Over two centuries later, the Moroccan earthquake exposes the bankruptcy of the capitalist order, which is no less corrupt and outlived than the French absolute monarchy was in Voltaire’s day.

In Libya, authorities of the Libyan National Army (LNA) reported yesterday that 2,000 were killed and over 5,000 missing after a dam broke and flood waters swept away much of the city of Derna. The LNA controls the eastern half of Libya, which has been divided between rival militias fighting a bloody civil war ever since the 2011 NATO war against Libya.

In Turkey, countless thousands of victims of the February quake still live in tents, while the Turkish government oversees the building of more non-earthquake-resistant housing into which workers are again to be forced—and in which thousands would again die in the next quake.
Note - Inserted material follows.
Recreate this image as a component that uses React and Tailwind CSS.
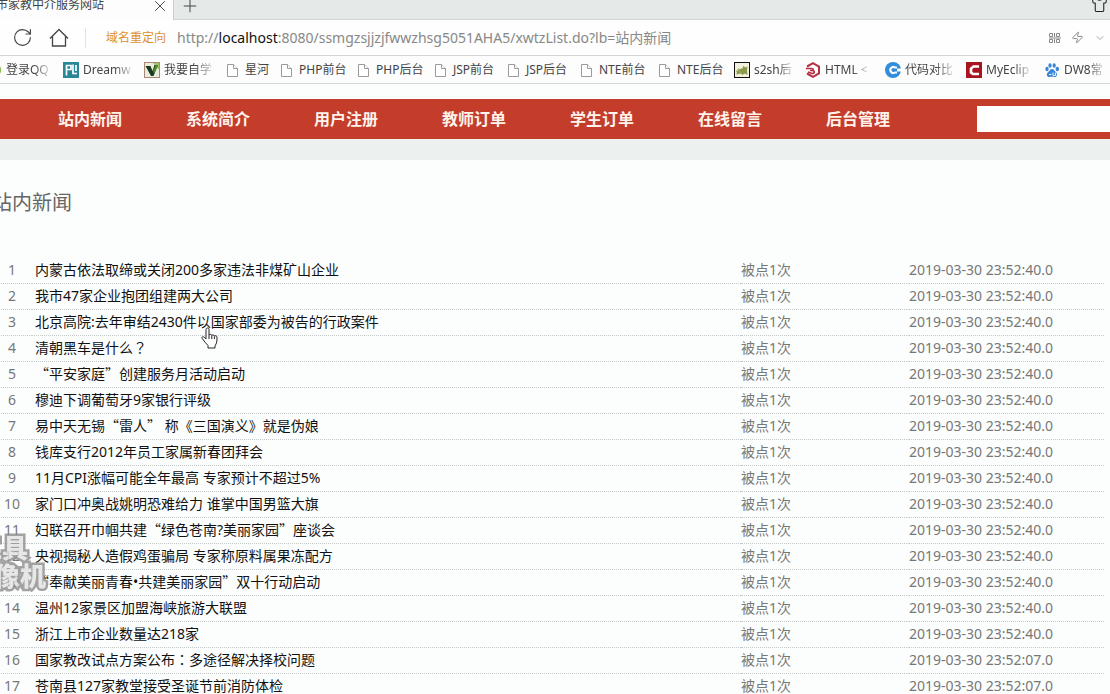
import { RotateCw, Plus, X, Shirt, Zap, ChevronDown } from 'lucide-react'

const NAV = ['站内新闻', '系统简介', '用户注册', '教师订单', '学生订单', '在线留言', '后台管理']

const BOOKMARKS = [
  { label: '登录QQ', icon: 'qq', width: 'w-[77px]', fade: true },
  { label: 'Dreamw', icon: 'dream', width: 'w-[81px]', fade: true },
  { label: '我要自学', icon: 'vee', width: 'w-[81px]', fade: true },
  { label: '星河', icon: 'page', width: 'w-[54px]' },
  { label: 'PHP前台', icon: 'page', width: 'w-[77px]' },
  { label: 'PHP后台', icon: 'page', width: 'w-[77px]' },
  { label: 'JSP前台', icon: 'page', width: 'w-[73px]' },
  { label: 'JSP后台', icon: 'page', width: 'w-[73px]' },
  { label: 'NTE前台', icon: 'page', width: 'w-[78px]' },
  { label: 'NTE后台', icon: 'page', width: 'w-[77px]' },
  { label: 's2sh后', icon: 's2sh', width: 'w-[71px]', fade: true },
  { label: 'HTML <', icon: 'html', width: 'w-[80px]', fade: true },
  { label: '代码对比', icon: 'compare', width: 'w-[81px]', fade: true },
  { label: 'MyEclip', icon: 'my', width: 'w-[78px]', fade: true },
  { label: 'DW8常', icon: 'paw', width: 'w-[72px]', fade: true },
]

const NEWS = [
  '内蒙古依法取缔或关闭200多家违法非煤矿山企业',
  '我市47家企业抱团组建两大公司',
  '北京高院:去年审结2430件以国家部委为被告的行政案件',
  '清朝黑车是什么？',
  '“平安家庭”创建服务月活动启动',
  '穆迪下调葡萄牙9家银行评级',
  '易中天无锡“雷人” 称《三国演义》就是伪娘',
  '钱库支行2012年员工家属新春团拜会',
  '11月CPI涨幅可能全年最高 专家预计不超过5%',
  '家门口冲奥战姚明恐难给力 谁掌中国男篮大旗',
  '妇联召开巾帼共建“绿色苍南?美丽家园”座谈会',
  '央视揭秘人造假鸡蛋骗局 专家称原料属果冻配方',
  '“奉献美丽青春•共建美丽家园”双十行动启动',
  '温州12家景区加盟海峡旅游大联盟',
  '浙江上市企业数量达218家',
  '国家教改试点方案公布：多途径解决择校问题',
  '苍南县127家教堂接受圣诞节前消防体检',
]

function BookmarkIcon({ name }) {
  const box = 'w-4 h-4 shrink-0'
  switch (name) {
    case 'qq':
      return (
        <svg viewBox="0 0 16 16" className={box}>
          <circle cx="8" cy="8" r="7" fill="#7cb342" />
          <circle cx="8" cy="8" r="3" fill="#e8f3d8" />
        </svg>
      )
    case 'dream':
      return (
        <svg viewBox="0 0 16 16" className={box}>
          <rect width="16" height="16" fill="#2a8796" />
          <path d="M3.500 13.500V3.500H8v4H3.500M10 2.500v9h4M13 3v6" fill="none" stroke="#fff" strokeWidth="1.700" />
        </svg>
      )
    case 'vee':
      return (
        <svg viewBox="0 0 16 16" className={box}>
          <rect x=".5" y=".5" width="15" height="15" fill="#e8eddf" stroke="#a98878" />
          <path d="M9 1h6v7z" fill="#a4c36a" />
          <path d="M1.500 4h5l2 5 2-6H14L9.500 14H7z" fill="#1d3a1c" />
          <path d="M9 9l2.500-6H14L10 12z" fill="#4e8c2c" />
        </svg>
      )
    case 's2sh':
      return (
        <svg viewBox="0 0 16 16" className={box}>
          <rect x=".5" y=".5" width="15" height="15" fill="#f4f2df" stroke="#111" />
          <path d="M2.500 12.500c0-4 3-6 6-6l1-3 1.500 2 2.500-1-.5 4 .5 4.500-3-1.500-2 1.500-2-1.500z" fill="#8a9a4a" />
          <path d="M2 10l3-4M5 9.500l3 1" fill="none" stroke="#a3ab6c" />
        </svg>
      )
    case 'html':
      return (
        <svg viewBox="0 0 16 16" className={box}>
          <path d="M2 4.500L8 1.200l6 3.300v7L8 14.800l-6-3.300" fill="none" stroke="#b62f45" strokeWidth="2" />
          <path d="M1 6.500h5.500c2.500 0 2.500 2 0 2H5h2c3 0 3 3 0 3L3 10" fill="none" stroke="#b62f45" strokeWidth="1.600" />
        </svg>
      )
    case 'compare':
      return (
        <svg viewBox="0 0 16 16" className={box}>
          <circle cx="8" cy="8" r="8" fill="#2f8ddb" />
          <path d="M12 5.500h-2a3 3 0 1 0 0 5h2" fill="none" stroke="#fff" strokeWidth="2" />
          <path d="M12 6.500h4v3h-4z" fill="#fff" />
        </svg>
      )
    case 'my':
      return (
        <svg viewBox="0 0 16 16" className={box}>
          <rect width="16" height="16" fill="#a81420" />
          <path d="M13 4.500H7.500L5 6.500v4l2 1.500h6" fill="none" stroke="#fff" strokeWidth="2.600" />
        </svg>
      )
    case 'paw':
      return (
        <svg viewBox="0 0 16 16" className={box} fill="#3a86d8">
          <ellipse cx="3" cy="7" rx="1.700" ry="2.200" />
          <ellipse cx="6" cy="3.500" rx="1.600" ry="2.300" />
          <ellipse cx="10.200" cy="3.500" rx="1.600" ry="2.300" />
          <ellipse cx="13.300" cy="7" rx="1.700" ry="2.200" />
          <path d="M8 7c2 0 2.500 2 4 3.200 2 1.800 1 4.800-1.500 4.800-1.500 0-3.500-.4-5 0C3 15.400 1.800 12 4 10.200 5.500 9 6 7 8 7z" />
          <path d="M5 12.500h2.500M9 10.500v3h2.500v-3" fill="none" stroke="#fff" strokeWidth=".9" />
        </svg>
      )
    default:
      return (
        <svg viewBox="0 0 16 16" className={box} fill="#fff" stroke="#9a9a9a">
          <path d="M2.500 2.500h6l4 4v8h-10z" />
          <path d="M8.500 2.500v4h4" />
        </svg>
      )
  }
}

// Curly quotes take a full character cell, the other full-width marks sit centred in theirs
function Title({ text }) {
  return text.split(/([“”？：])/).map((part, i) => {
    if (part === '“' || part === '”') {
      return <span key={i} className="font-['Noto_Sans_CJK_SC',sans-serif] leading-none">{part}</span>
    }
    if (part === '？' || part === '：') {
      return <span key={i} lang="zh-TW" className="font-['Noto_Sans_CJK_TC',sans-serif] leading-none">{part}</span>
    }
    return part
  })
}

function Browser() {
  return (
    <header className="text-[#444]">
      <div className="flex h-5 bg-[#e5eae8] border-b border-[#d0d4d2]">
        <div className="-mb-px flex w-[174px] items-start justify-between border-r border-[#c9cecc] bg-[#fcfdfc] pr-1">
          <span className="-ml-1 -mt-[3px] whitespace-nowrap text-xs leading-4">市家教中介服务网站</span>
          <button type="button" aria-label="关闭标签页" className="-mt-[3px]">
            <X size={18} strokeWidth={1.300} />
          </button>
        </div>
        <button type="button" aria-label="新建标签页" className="-mt-1 ml-1.5 self-start">
          <Plus size={20} strokeWidth={1.200} />
        </button>
        <button type="button" aria-label="皮肤" className="-mt-1 ml-auto mr-0.5 self-start text-[#222]">
          <Shirt size={17} strokeWidth={1.500} />
        </button>
      </div>

      <div className="flex h-9 items-center border-b border-[#d4d6d5] bg-[#fdfefd] pl-3">
        <button type="button" aria-label="刷新"><RotateCw size={21} strokeWidth={1.300} /></button>
        <button type="button" aria-label="主页" className="ml-4">
          <svg viewBox="0 0 20 20" className="h-5 w-5" fill="none" stroke="currentColor" strokeWidth="1.300">
            <path d="M1 10.500L10 1.500l9 9M3.500 8.500v9.500h13V8.500" />
          </svg>
        </button>
        <span className="ml-4 h-5 w-px bg-[#e2e2e2]" />
        <span className="ml-5 w-[71px] text-xs text-[#e0912f]">域名重定向</span>
        <p className="flex-1 whitespace-nowrap text-sm text-[#888]">
          http://<span className="text-[#111]">localhost</span>:8080/ssmgzsjjzjfwwzhsg5051AHA5/xwtzList.do?lb=站内新闻
        </p>
        <div className="flex items-center gap-2.5 pr-1 text-[#888]">
          <svg viewBox="0 0 12 12" className="h-3 w-3" fill="none" stroke="currentColor">
            <path d="M.5 1.500h3v3h-3zM5.500 1v4M7.500 1.500h3v3h-3zM0 6h12M.5 7.500h3v3h-3zM5.500 7v4M7.500 7.500h3v3h-3z" />
          </svg>
          <Zap size={13} strokeWidth={1.800} />
          <ChevronDown size={12} strokeWidth={1.500} />
        </div>
      </div>

      <nav className="flex h-7 items-center overflow-hidden border-b border-[#d4d6d5] bg-[#fcfdfc]">
        <div className="-ml-3.5 flex">
          {BOOKMARKS.map((b) => (
            <a key={b.label} href="#" className={`flex shrink-0 items-center gap-1 ${b.width}`}>
              <BookmarkIcon name={b.icon} />
              <span
                className={`whitespace-nowrap text-xs leading-5 ${b.fade ? '[mask-image:linear-gradient(to_right,#000_65%,#0003)]' : ''}`}
              >
                {b.label}
              </span>
            </a>
          ))}
        </div>
      </nav>
    </header>
  )
}

export default function App() {
  return (
    <div
      lang="zh-CN"
      className="relative h-screen overflow-hidden bg-[#fcfefd] font-['Noto_Sans','Noto_Sans_CJK_SC',sans-serif]"
    >
      <Browser />

      <nav className="mt-[15px] flex h-10 items-center bg-[#c43d2b] pl-[26px]">
        {NAV.map((item) => (
          <a key={item} href="#" className="w-32 shrink-0 text-center text-base font-bold text-[#fff3ec]">{item}</a>
        ))}
        <input type="search" aria-label="搜索" className="ml-[55px] h-[26px] min-w-0 flex-1 bg-white" />
      </nav>
      <div className="h-[21px] bg-[#ecf1ef]" />

      <main className="-ml-2 pr-1.5">
        <h1 className="pt-[29px] text-xl leading-7 text-[#666]">站内新闻</h1>
        <table className="mt-10 w-full table-fixed border-collapse text-sm leading-5 text-[#777]">
          <colgroup>
            <col className="w-10" />
            <col />
            <col className="w-[168px]" />
            <col className="w-[195px]" />
          </colgroup>
          <tbody>
            {NEWS.map((title, i) => (
              <tr key={title} className="h-[26px] border-b border-dotted border-[#c4c8c6]">
                <td className="text-center">{i + 1}</td>
                <td className="pl-[3px]"><a href="#" className="text-[#111]"><Title text={title} /></a></td>
                <td>被点1次</td>
                <td>{i < 15 ? '2019-03-30 23:52:40.0' : '2019-03-30 23:52:07.0'}</td>
              </tr>
            ))}
          </tbody>
        </table>
      </main>

      {/* recorder watermark */}
      <div className="absolute left-0 top-[534px] flex w-[46px] flex-col items-end text-[26px] font-black leading-7 text-[#e2e2e2] opacity-80 [-webkit-text-stroke:5px_#8c8c8c] [paint-order:stroke_fill]">
        <span className="mr-[18px] whitespace-nowrap">工具</span>
        <span className="whitespace-nowrap">录像机</span>
      </div>

      <svg viewBox="0 0 17 22" className="absolute left-[201px] top-[327px] h-[22px] w-[17px]">
        <path
          d="M5 2.500c0-2 3-2 3 0V8c.5-1 2.500-1 2.800.5.6-1 2.400-.7 2.600.6.8-.8 2.600-.3 2.600 1.200 0 4-.2 6-2 8.500V21H7v-2.500C5 16.500 3 14 1.200 11.500.3 10 2 9 3.200 10.200L5 12z"
          fill="#fff" stroke="#222"
        />
        <path d="M8 8v4M10.800 8.500V12M13.400 9.500V12" stroke="#222" />
      </svg>
    </div>
  )
}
Is there any doubt that, if the matter is left in the hands of stooges of the banks like Mohammed VI and Macron, they will prepare the next preventable earthquake catastrophe?

Around the world, the working class is faced with the reality that a tiny, irresponsible ruling elite squanders vast social resources essential to the well-being and even the survival of the population. Impervious to demands for change, it is obsessed with its pursuit of militarism and its own obscene wealth. This is true both in former colonial countries like Morocco and in imperialist “democracies” like France, where riot police this spring brutally repressed mass protests against Macron’s overwhelmingly unpopular pension cuts.

The way forward for the working class is to take control of the essential resources of world industry and trade by wresting them from the hands of the bourgeoisie and use them to meet basic social needs, including earthquake safety. As anger erupts across Europe and Africa—where masses of workers and youth are demanding that French troops leave countries like Niger, Mali and Burkina Faso—the objective conditions for such a struggle are emerging. It requires the unification of workers in Africa, Europe and internationally in a struggle against capitalism and for socialism.